イタリア人監督によるドイツものといえば、『豚小屋』と同年に公開されたヴィスコンティの『地獄に堕ちた勇者ども』がすぐに想起される。ヴィスコンティはナチス勃興期の頽廃にまみれたドイツを暗い色調で重厚に描き出した。それに対してパゾリーニは、戦後、ナチス時代の暗鬱なイメージを払拭するかのように、みごとに再生、復活したドイツを、ナチスの時代を生きた世代のブルジョアの親とナチスを経験していないその子どもたちの姿を通して思いがけないほどの明るいイメージでもって描き出す。ヴィスコンティとパゾリーニというイタリア映画を代表する監督が、世界的に学生運動が活発化している時期に、同じようにドイツ(ナチス)をテーマにした映画を撮っているということは興味深いことである。

ここでの主人公はジャン・ピエール・レオー。その恋人役のアンヌ・ヴィアゼムスキーとともにゴダールの『中国女』に出演している。そのピエール・レオー扮するユリアンは、大実業家クロッツの一人息子である。この大企業はヴィスコンティが『地獄に堕ちた勇者ども』で描いた財閥のモデルとなった「クルップ財閥」を思わせる。舞台はボン郊外のゴーデスベルク。実際の撮影場所は北イタリアのベネト州にあるヴィッラ・ピサーニである。このブレンタ川沿いにある宏大なヴィッラは、本館の前の楕円形の池とそこから別館へと延びる長く幅の広い大きな泉水、それを取り囲む緑がつくりだす幾何学的な構図の美しい庭園をもつ。まさしくヴィスコンティ映画に「引け」をとらない、すばらしいロケイションで、それは文明の匂いのしない〈荒野〉の映像とは対照的である。

その宏大な邸の主であるクロッツの息子ユリアンとその許嫁として両親が認めるブルジョアの娘、アンヌ・ヴィアゼムスキー演じるイーダ。イーダは十七歳の娘らしい率直さでユリアンを恋するのだが、ユリアンのほうは純粋にイーダを愛せない何か秘密をかかえているようである。そんなすれ違う二人の間で、恋人同士らしくない奇妙な会話が交わされる。イーダがベルリンで行われる政治集会にユリアンを誘うと、ユリアンは「ぼくにはどんな考えもないから行かないよ。たとえ革命的であったとしても、ぼくは順応主義者だったのだ。……ぼくには他にやることがあるんだ」と答え、その「やること」がなにかについては決して触れることなく、「この大きな家には確かになにもない。
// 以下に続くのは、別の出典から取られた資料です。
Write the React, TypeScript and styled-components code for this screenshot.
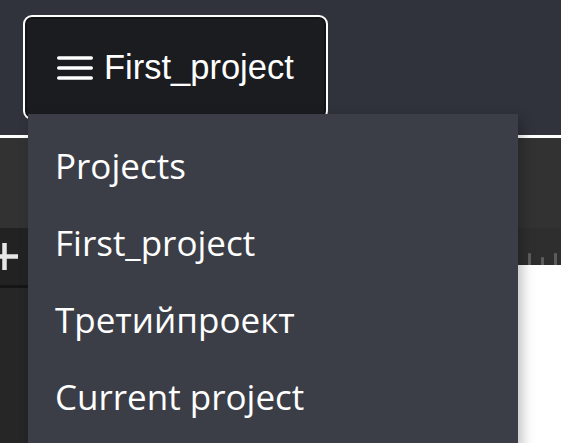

なにも。あの落葉、あのきしむ扉、あの遠くからきこえる豚の鳴き声……」と詩人のようにユリアンはつぶやくのみである。

その後、イーダがベルリンから帰ってきて、大きな泉水を隔てた両側で二人が会話を交わすシーがある。その美しい建築物を水面に映す泉水をはさんでの会話は二人の越えられない心理的な隔たりを表すかのようでもあるが、それが実ることのない不可能な恋愛の悲劇的な切断面を垣間見せていて、その映像の優美さとともに詩人パゾリーニの演出のみごとさに触れることのできるシーンである。これは同じ二人が主演している『中国女』と比較してみれば、いっそうこのシーンのすばらしさがわかるというものである。